YOUR GOAL:
Omit any picture, and return the remaining data exactly as written.

** BEGIN **

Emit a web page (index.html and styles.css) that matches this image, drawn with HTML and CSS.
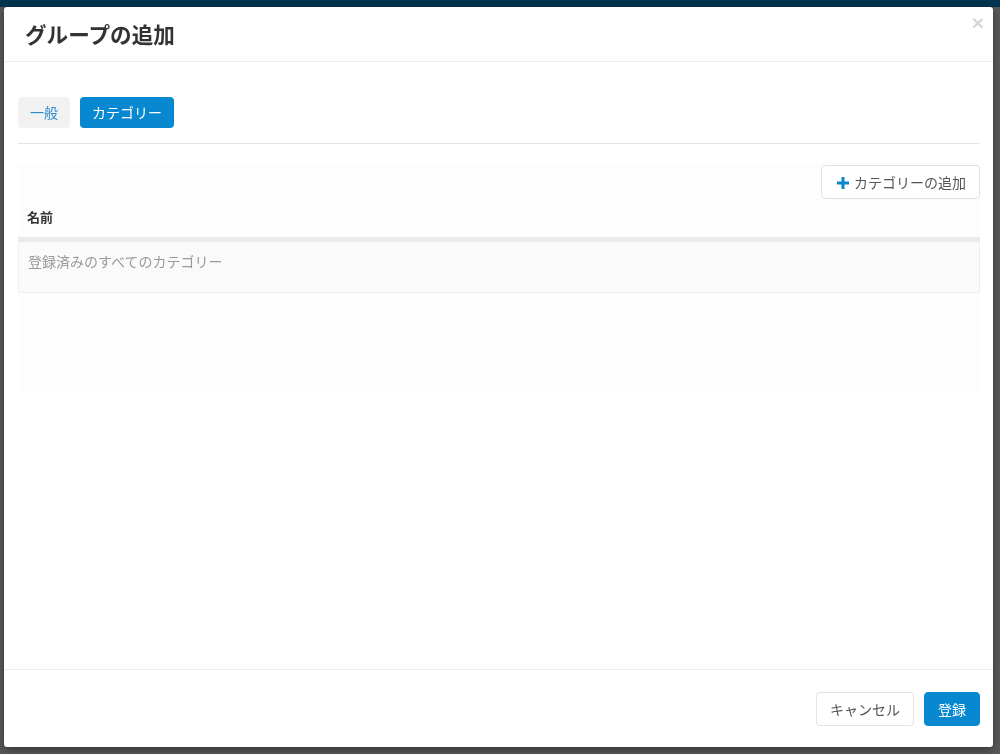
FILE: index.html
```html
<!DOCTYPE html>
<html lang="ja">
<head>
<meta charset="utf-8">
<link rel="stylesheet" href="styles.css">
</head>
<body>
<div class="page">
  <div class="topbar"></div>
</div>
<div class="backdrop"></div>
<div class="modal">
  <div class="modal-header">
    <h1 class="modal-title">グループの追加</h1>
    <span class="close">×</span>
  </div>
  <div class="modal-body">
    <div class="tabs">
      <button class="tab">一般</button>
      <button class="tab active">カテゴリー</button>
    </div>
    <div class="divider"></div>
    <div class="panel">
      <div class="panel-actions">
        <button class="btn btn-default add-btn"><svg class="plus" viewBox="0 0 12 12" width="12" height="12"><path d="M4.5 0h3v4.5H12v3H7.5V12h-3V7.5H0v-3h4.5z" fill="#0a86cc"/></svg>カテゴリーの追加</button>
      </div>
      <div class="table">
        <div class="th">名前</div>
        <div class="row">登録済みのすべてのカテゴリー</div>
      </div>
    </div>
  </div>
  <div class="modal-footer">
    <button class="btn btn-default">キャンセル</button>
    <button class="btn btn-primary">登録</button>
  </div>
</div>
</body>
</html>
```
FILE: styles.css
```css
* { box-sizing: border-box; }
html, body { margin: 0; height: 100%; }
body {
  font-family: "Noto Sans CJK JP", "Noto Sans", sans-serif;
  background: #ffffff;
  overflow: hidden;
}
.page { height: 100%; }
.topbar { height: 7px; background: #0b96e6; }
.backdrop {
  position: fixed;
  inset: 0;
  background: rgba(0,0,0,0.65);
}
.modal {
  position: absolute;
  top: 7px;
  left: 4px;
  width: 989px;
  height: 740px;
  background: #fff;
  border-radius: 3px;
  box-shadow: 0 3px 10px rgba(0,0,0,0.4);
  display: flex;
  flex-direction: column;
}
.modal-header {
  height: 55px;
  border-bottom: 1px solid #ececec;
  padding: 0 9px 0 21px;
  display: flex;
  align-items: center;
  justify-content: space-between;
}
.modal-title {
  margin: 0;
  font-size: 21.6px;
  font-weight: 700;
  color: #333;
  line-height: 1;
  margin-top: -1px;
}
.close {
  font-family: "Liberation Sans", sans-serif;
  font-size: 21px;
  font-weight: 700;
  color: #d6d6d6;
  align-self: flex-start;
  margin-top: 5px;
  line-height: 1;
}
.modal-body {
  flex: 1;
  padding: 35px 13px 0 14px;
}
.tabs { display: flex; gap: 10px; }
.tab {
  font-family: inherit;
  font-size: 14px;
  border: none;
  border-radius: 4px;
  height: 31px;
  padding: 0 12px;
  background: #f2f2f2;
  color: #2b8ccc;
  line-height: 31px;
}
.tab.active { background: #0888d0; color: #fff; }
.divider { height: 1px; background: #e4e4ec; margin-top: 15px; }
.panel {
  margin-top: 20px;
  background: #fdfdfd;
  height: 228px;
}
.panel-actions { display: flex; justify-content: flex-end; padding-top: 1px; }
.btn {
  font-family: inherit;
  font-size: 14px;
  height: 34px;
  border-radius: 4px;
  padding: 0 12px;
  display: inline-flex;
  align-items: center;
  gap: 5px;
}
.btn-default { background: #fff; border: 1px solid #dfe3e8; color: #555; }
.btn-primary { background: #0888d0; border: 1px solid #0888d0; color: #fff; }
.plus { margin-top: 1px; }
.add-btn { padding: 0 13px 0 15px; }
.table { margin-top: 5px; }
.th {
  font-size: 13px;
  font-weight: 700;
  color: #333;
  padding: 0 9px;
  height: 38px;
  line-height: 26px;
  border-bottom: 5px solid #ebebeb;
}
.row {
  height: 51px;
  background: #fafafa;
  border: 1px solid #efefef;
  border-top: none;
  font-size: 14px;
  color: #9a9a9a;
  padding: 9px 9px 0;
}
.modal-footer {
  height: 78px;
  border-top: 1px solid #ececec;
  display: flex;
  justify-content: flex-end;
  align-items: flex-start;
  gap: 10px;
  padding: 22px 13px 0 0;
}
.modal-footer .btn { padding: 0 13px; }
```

** END **

WORKED ANSWER:
Emit a web page (index.html and styles.css) that matches this image, drawn with HTML and CSS.
FILE: index.html
```html
<!DOCTYPE html>
<html lang="ja">
<head>
<meta charset="utf-8">
<link rel="stylesheet" href="styles.css">
</head>
<body>
<div class="page">
  <div class="topbar"></div>
</div>
<div class="backdrop"></div>
<div class="modal">
  <div class="modal-header">
    <h1 class="modal-title">グループの追加</h1>
    <span class="close">×</span>
  </div>
  <div class="modal-body">
    <div class="tabs">
      <button class="tab">一般</button>
      <button class="tab active">カテゴリー</button>
    </div>
    <div class="divider"></div>
    <div class="panel">
      <div class="panel-actions">
        <button class="btn btn-default add-btn"><svg class="plus" viewBox="0 0 12 12" width="12" height="12"><path d="M4.5 0h3v4.5H12v3H7.5V12h-3V7.5H0v-3h4.5z" fill="#0a86cc"/></svg>カテゴリーの追加</button>
      </div>
      <div class="table">
        <div class="th">名前</div>
        <div class="row">登録済みのすべてのカテゴリー</div>
      </div>
    </div>
  </div>
  <div class="modal-footer">
    <button class="btn btn-default">キャンセル</button>
    <button class="btn btn-primary">登録</button>
  </div>
</div>
</body>
</html>
```
FILE: styles.css
```css
* { box-sizing: border-box; }
html, body { margin: 0; height: 100%; }
body {
  font-family: "Noto Sans CJK JP", "Noto Sans", sans-serif;
  background: #ffffff;
  overflow: hidden;
}
.page { height: 100%; }
.topbar { height: 7px; background: #0b96e6; }
.backdrop {
  position: fixed;
  inset: 0;
  background: rgba(0,0,0,0.65);
}
.modal {
  position: absolute;
  top: 7px;
  left: 4px;
  width: 989px;
  height: 740px;
  background: #fff;
  border-radius: 3px;
  box-shadow: 0 3px 10px rgba(0,0,0,0.4);
  display: flex;
  flex-direction: column;
}
.modal-header {
  height: 55px;
  border-bottom: 1px solid #ececec;
  padding: 0 9px 0 21px;
  display: flex;
  align-items: center;
  justify-content: space-between;
}
.modal-title {
  margin: 0;
  font-size: 21.6px;
  font-weight: 700;
  color: #333;
  line-height: 1;
  margin-top: -1px;
}
.close {
  font-family: "Liberation Sans", sans-serif;
  font-size: 21px;
  font-weight: 700;
  color: #d6d6d6;
  align-self: flex-start;
  margin-top: 5px;
  line-height: 1;
}
.modal-body {
  flex: 1;
  padding: 35px 13px 0 14px;
}
.tabs { display: flex; gap: 10px; }
.tab {
  font-family: inherit;
  font-size: 14px;
  border: none;
  border-radius: 4px;
  height: 31px;
  padding: 0 12px;
  background: #f2f2f2;
  color: #2b8ccc;
  line-height: 31px;
}
.tab.active { background: #0888d0; color: #fff; }
.divider { height: 1px; background: #e4e4ec; margin-top: 15px; }
.panel {
  margin-top: 20px;
  background: #fdfdfd;
  height: 228px;
}
.panel-actions { display: flex; justify-content: flex-end; padding-top: 1px; }
.btn {
  font-family: inherit;
  font-size: 14px;
  height: 34px;
  border-radius: 4px;
  padding: 0 12px;
  display: inline-flex;
  align-items: center;
  gap: 5px;
}
.btn-default { background: #fff; border: 1px solid #dfe3e8; color: #555; }
.btn-primary { background: #0888d0; border: 1px solid #0888d0; color: #fff; }
.plus { margin-top: 1px; }
.add-btn { padding: 0 13px 0 15px; }
.table { margin-top: 5px; }
.th {
  font-size: 13px;
  font-weight: 700;
  color: #333;
  padding: 0 9px;
  height: 38px;
  line-height: 26px;
  border-bottom: 5px solid #ebebeb;
}
.row {
  height: 51px;
  background: #fafafa;
  border: 1px solid #efefef;
  border-top: none;
  font-size: 14px;
  color: #9a9a9a;
  padding: 9px 9px 0;
}
.modal-footer {
  height: 78px;
  border-top: 1px solid #ececec;
  display: flex;
  justify-content: flex-end;
  align-items: flex-start;
  gap: 10px;
  padding: 22px 13px 0 0;
}
.modal-footer .btn { padding: 0 13px; }
```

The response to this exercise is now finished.